For some enlightenment, meanwhile, I strongly recommend this collection of essays on property rights. I somehow doubt that Chancellor Gordon Brown has time to read it as he prepares his last budget next Wednesday, but it he could do a lot worse.

An amusing defence of outsourcing

Veteran academic and writer Tibor Machan pens a nice defence of outsourcing here, using the example of going to the barber’s to get his hair cut. Like the 19th Century liberal economics writer Frederick Bastiat, he knows how to take a very simple example to demonstrate the absurdity of the idea that there is a ‘fixed’ amount of work out there to be performed, and that somehow, certain people have a prior claim to your wealth and time. They do not.

A big sea far, far away

Enjoying a bit of time off work this afternoon, sitting outside on my back terrace in deepest Pimlico (oh, the wonders of wireless!), I decided to stop bothering about the patronising berk who leads the Tories and came across this story:

NASA’s Cassini spacecraft has found evidence of huge seas — one of them bigger than any of North America’s Great Lakes — on Saturn’s largest moon, scientists said on Tuesday.

Big seas? I wonder if yachting or swiming on the beach is possible?

Scientists studying the images taken by the probe, which blasted off a decade ago, said the seas on Titan were likely filled with liquid methane or ethane and that the discovery reinforced previous theories.

All that liquid methane – do they have cows on that planet?

Seriously, the material being discovered by these probes is astonishing. At a time when our horizons appear to be shrinking in a fear-mongering political climate, it is nice to remember that some organisations, even state ones like NASA, are making discoveries like this.

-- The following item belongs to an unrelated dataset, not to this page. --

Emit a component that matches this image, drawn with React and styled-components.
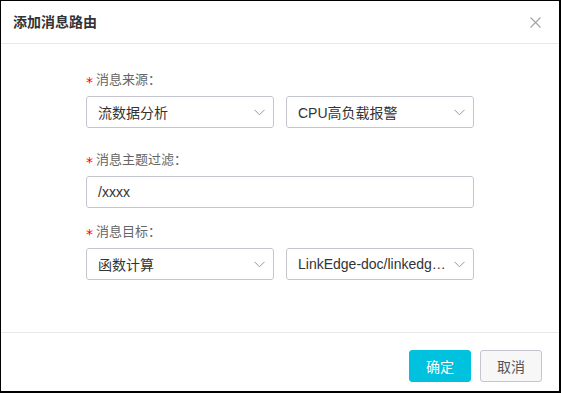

I guess a libertarian purist might object to the NASA funding model, but I am sure privately-funded ventures could pull this sort of thing off, if not in quite the same scale initially.

Sacrificing our good life for a very uncertain future payoff

In having another bite at the Green issue, one thing struck me as I surfed around the Net looking at some of the comments made by people about the idea of the Tories’ trying to stop people from flying to holiday and business destinations. Some people genuinely seem to feel that a crackdown on global warming, and hence a halt to rising sea levels, is good for the poor. So we capitalist zealots should stop trying to argue that Tory leader David Cameron or Labour’s Tony Blair are acting out of snobbish disdain for Essex Man and the latter’s desire to go to Malaga for a cheap holiday. Oh no.

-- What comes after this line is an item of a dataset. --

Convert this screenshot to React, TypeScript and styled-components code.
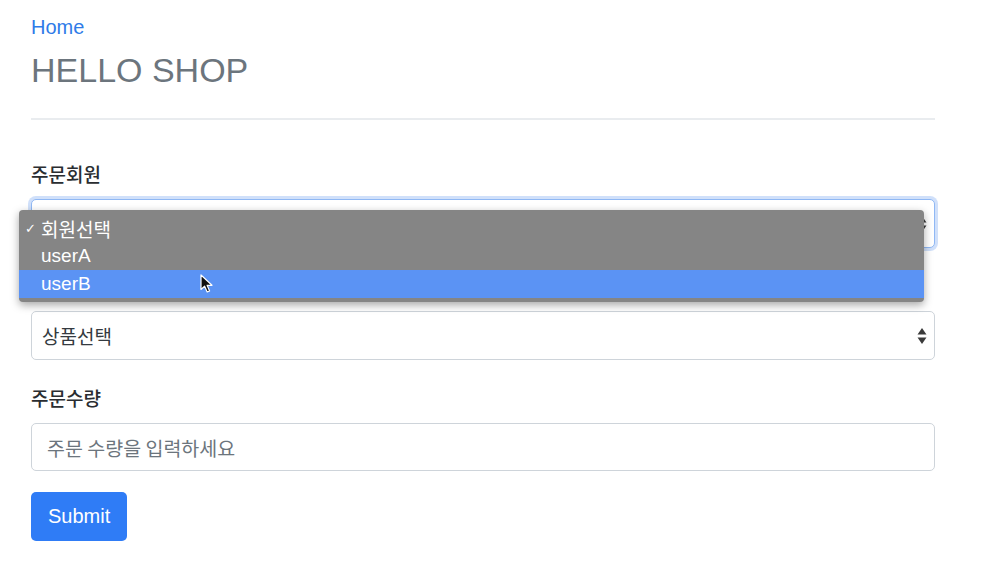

I guess it is true that if sea levels do rise as much as the gloomier scientists suggest, and the Earth gets progressively hotter, that poor people will suffer disproportionately from that. Air conditioning costs money. Buying a home away from a flood plain also costs money. I recall that about 3 years ago, hundreds, in fact thousands of French elderly people died because all the pharmacies were shut for the August holidays and they could not get treatment. That is what poverty does – it cuts your optiions and means of escape from trouble. So maybe David Cameron is acting out of paternalistic concern for the poor — in the future.

And that is the kicker. Even if global warming is man-made and can be reversed, the benefits of such an expensive exercise will not come through for decades, centuries, or even longer. How can the interests of a guy who cannot afford an expensive flight be set against the interests of someone living in 2300? Why should a politician, answerable to an electorate, sacrifice or ask to sacrifice its interests for the interests of people in such a long time to come, and over a theory or set of theories that are, at best, not proven to the standards of a court of law?

We have been beastly to Cameron and his ilk on this site lately, and with ample justification. If Cameron wants to explain quite why the ordinary citizen should be shafted, yet again, by some grand project to make the world a better place in centuries to come, let him make that case.

Meanwhile, my boss, not the most excitable of men, said, in a quite unsolicited moment of rage this morning, that Cameron was a “communist”. He is not even a rightwing Tory voter. I wonder if this view is starting to spread.